• **Exercise**
Leaving out every picture, quote the data below exactly as it appears.

• **Dataset excerpt**
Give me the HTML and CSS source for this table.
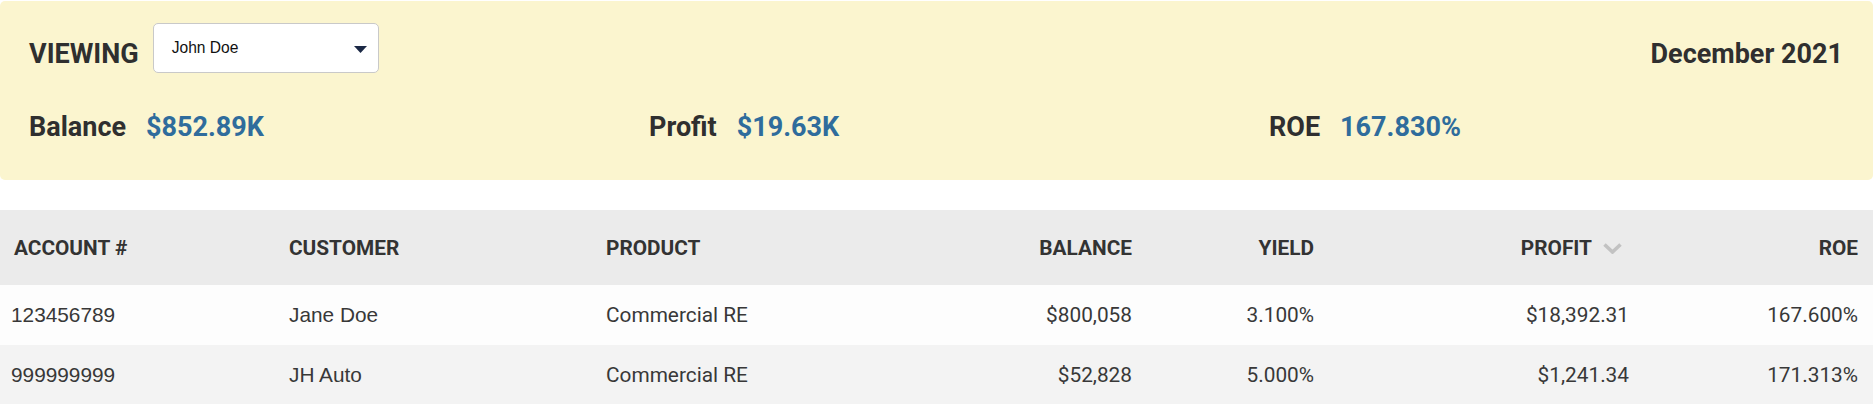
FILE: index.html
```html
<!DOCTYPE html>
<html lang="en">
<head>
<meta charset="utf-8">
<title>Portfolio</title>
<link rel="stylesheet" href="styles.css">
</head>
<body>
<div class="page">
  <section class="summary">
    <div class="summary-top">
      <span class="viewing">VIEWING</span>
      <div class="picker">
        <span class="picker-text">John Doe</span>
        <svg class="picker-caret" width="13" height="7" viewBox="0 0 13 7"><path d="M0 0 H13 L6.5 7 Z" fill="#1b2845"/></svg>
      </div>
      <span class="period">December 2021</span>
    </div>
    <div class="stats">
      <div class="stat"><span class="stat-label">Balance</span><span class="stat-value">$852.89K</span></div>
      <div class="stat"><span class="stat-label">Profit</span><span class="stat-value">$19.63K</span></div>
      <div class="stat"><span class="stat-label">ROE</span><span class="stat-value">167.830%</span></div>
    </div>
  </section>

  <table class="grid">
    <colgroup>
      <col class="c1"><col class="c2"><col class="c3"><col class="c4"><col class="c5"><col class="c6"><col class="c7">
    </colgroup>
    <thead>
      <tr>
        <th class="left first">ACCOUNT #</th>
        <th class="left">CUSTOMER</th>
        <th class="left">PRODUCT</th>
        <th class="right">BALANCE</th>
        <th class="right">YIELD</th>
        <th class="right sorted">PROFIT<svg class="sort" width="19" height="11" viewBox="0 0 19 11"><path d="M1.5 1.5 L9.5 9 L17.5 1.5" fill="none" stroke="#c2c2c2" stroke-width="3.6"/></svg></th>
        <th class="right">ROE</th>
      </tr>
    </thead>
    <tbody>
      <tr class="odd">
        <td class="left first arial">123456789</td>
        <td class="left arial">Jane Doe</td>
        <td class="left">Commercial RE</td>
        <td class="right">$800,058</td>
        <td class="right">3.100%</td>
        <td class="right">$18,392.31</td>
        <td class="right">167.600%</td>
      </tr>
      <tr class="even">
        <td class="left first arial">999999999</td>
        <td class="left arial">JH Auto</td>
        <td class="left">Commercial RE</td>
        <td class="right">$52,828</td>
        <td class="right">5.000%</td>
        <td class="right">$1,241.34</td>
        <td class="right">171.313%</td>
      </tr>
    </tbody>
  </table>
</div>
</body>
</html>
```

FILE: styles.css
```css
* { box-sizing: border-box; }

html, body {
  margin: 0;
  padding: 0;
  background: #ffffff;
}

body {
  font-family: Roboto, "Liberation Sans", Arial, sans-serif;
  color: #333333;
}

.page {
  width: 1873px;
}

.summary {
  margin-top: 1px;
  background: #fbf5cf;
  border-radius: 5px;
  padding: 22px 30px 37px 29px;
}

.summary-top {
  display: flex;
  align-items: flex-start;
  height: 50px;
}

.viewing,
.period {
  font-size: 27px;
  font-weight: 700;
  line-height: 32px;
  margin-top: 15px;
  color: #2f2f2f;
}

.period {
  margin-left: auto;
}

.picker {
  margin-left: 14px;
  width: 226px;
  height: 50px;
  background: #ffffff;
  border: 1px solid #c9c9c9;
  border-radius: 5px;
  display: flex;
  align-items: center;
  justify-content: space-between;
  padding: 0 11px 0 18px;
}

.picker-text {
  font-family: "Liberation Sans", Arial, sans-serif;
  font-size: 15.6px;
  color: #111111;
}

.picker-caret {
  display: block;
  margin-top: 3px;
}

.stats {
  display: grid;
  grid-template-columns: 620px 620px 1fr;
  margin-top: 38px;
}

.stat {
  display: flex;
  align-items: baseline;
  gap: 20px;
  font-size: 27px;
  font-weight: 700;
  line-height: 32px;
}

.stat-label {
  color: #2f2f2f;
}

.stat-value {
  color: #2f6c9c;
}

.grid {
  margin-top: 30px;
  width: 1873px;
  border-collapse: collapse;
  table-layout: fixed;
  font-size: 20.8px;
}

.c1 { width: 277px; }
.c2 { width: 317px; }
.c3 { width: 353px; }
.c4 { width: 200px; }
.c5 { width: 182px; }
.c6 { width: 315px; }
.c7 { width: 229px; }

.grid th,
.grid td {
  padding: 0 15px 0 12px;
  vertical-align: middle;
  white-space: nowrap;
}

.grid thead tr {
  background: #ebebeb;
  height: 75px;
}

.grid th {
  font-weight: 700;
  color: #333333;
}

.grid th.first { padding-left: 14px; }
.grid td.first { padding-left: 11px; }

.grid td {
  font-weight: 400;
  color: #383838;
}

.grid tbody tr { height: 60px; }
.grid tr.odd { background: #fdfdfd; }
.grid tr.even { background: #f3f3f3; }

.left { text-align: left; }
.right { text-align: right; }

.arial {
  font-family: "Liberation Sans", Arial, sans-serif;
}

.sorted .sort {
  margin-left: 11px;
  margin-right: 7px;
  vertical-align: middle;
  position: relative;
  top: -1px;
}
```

• **Complete response**
Give me the HTML and CSS source for this table.
FILE: index.html
```html
<!DOCTYPE html>
<html lang="en">
<head>
<meta charset="utf-8">
<title>Portfolio</title>
<link rel="stylesheet" href="styles.css">
</head>
<body>
<div class="page">
  <section class="summary">
    <div class="summary-top">
      <span class="viewing">VIEWING</span>
      <div class="picker">
        <span class="picker-text">John Doe</span>
        <svg class="picker-caret" width="13" height="7" viewBox="0 0 13 7"><path d="M0 0 H13 L6.5 7 Z" fill="#1b2845"/></svg>
      </div>
      <span class="period">December 2021</span>
    </div>
    <div class="stats">
      <div class="stat"><span class="stat-label">Balance</span><span class="stat-value">$852.89K</span></div>
      <div class="stat"><span class="stat-label">Profit</span><span class="stat-value">$19.63K</span></div>
      <div class="stat"><span class="stat-label">ROE</span><span class="stat-value">167.830%</span></div>
    </div>
  </section>

  <table class="grid">
    <colgroup>
      <col class="c1"><col class="c2"><col class="c3"><col class="c4"><col class="c5"><col class="c6"><col class="c7">
    </colgroup>
    <thead>
      <tr>
        <th class="left first">ACCOUNT #</th>
        <th class="left">CUSTOMER</th>
        <th class="left">PRODUCT</th>
        <th class="right">BALANCE</th>
        <th class="right">YIELD</th>
        <th class="right sorted">PROFIT<svg class="sort" width="19" height="11" viewBox="0 0 19 11"><path d="M1.5 1.5 L9.5 9 L17.5 1.5" fill="none" stroke="#c2c2c2" stroke-width="3.6"/></svg></th>
        <th class="right">ROE</th>
      </tr>
    </thead>
    <tbody>
      <tr class="odd">
        <td class="left first arial">123456789</td>
        <td class="left arial">Jane Doe</td>
        <td class="left">Commercial RE</td>
        <td class="right">$800,058</td>
        <td class="right">3.100%</td>
        <td class="right">$18,392.31</td>
        <td class="right">167.600%</td>
      </tr>
      <tr class="even">
        <td class="left first arial">999999999</td>
        <td class="left arial">JH Auto</td>
        <td class="left">Commercial RE</td>
        <td class="right">$52,828</td>
        <td class="right">5.000%</td>
        <td class="right">$1,241.34</td>
        <td class="right">171.313%</td>
      </tr>
    </tbody>
  </table>
</div>
</body>
</html>
```

FILE: styles.css
```css
* { box-sizing: border-box; }

html, body {
  margin: 0;
  padding: 0;
  background: #ffffff;
}

body {
  font-family: Roboto, "Liberation Sans", Arial, sans-serif;
  color: #333333;
}

.page {
  width: 1873px;
}

.summary {
  margin-top: 1px;
  background: #fbf5cf;
  border-radius: 5px;
  padding: 22px 30px 37px 29px;
}

.summary-top {
  display: flex;
  align-items: flex-start;
  height: 50px;
}

.viewing,
.period {
  font-size: 27px;
  font-weight: 700;
  line-height: 32px;
  margin-top: 15px;
  color: #2f2f2f;
}

.period {
  margin-left: auto;
}

.picker {
  margin-left: 14px;
  width: 226px;
  height: 50px;
  background: #ffffff;
  border: 1px solid #c9c9c9;
  border-radius: 5px;
  display: flex;
  align-items: center;
  justify-content: space-between;
  padding: 0 11px 0 18px;
}

.picker-text {
  font-family: "Liberation Sans", Arial, sans-serif;
  font-size: 15.6px;
  color: #111111;
}

.picker-caret {
  display: block;
  margin-top: 3px;
}

.stats {
  display: grid;
  grid-template-columns: 620px 620px 1fr;
  margin-top: 38px;
}

.stat {
  display: flex;
  align-items: baseline;
  gap: 20px;
  font-size: 27px;
  font-weight: 700;
  line-height: 32px;
}

.stat-label {
  color: #2f2f2f;
}

.stat-value {
  color: #2f6c9c;
}

.grid {
  margin-top: 30px;
  width: 1873px;
  border-collapse: collapse;
  table-layout: fixed;
  font-size: 20.8px;
}

.c1 { width: 277px; }
.c2 { width: 317px; }
.c3 { width: 353px; }
.c4 { width: 200px; }
.c5 { width: 182px; }
.c6 { width: 315px; }
.c7 { width: 229px; }

.grid th,
.grid td {
  padding: 0 15px 0 12px;
  vertical-align: middle;
  white-space: nowrap;
}

.grid thead tr {
  background: #ebebeb;
  height: 75px;
}

.grid th {
  font-weight: 700;
  color: #333333;
}

.grid th.first { padding-left: 14px; }
.grid td.first { padding-left: 11px; }

.grid td {
  font-weight: 400;
  color: #383838;
}

.grid tbody tr { height: 60px; }
.grid tr.odd { background: #fdfdfd; }
.grid tr.even { background: #f3f3f3; }

.left { text-align: left; }
.right { text-align: right; }

.arial {
  font-family: "Liberation Sans", Arial, sans-serif;
}

.sorted .sort {
  margin-left: 11px;
  margin-right: 7px;
  vertical-align: middle;
  position: relative;
  top: -1px;
}
```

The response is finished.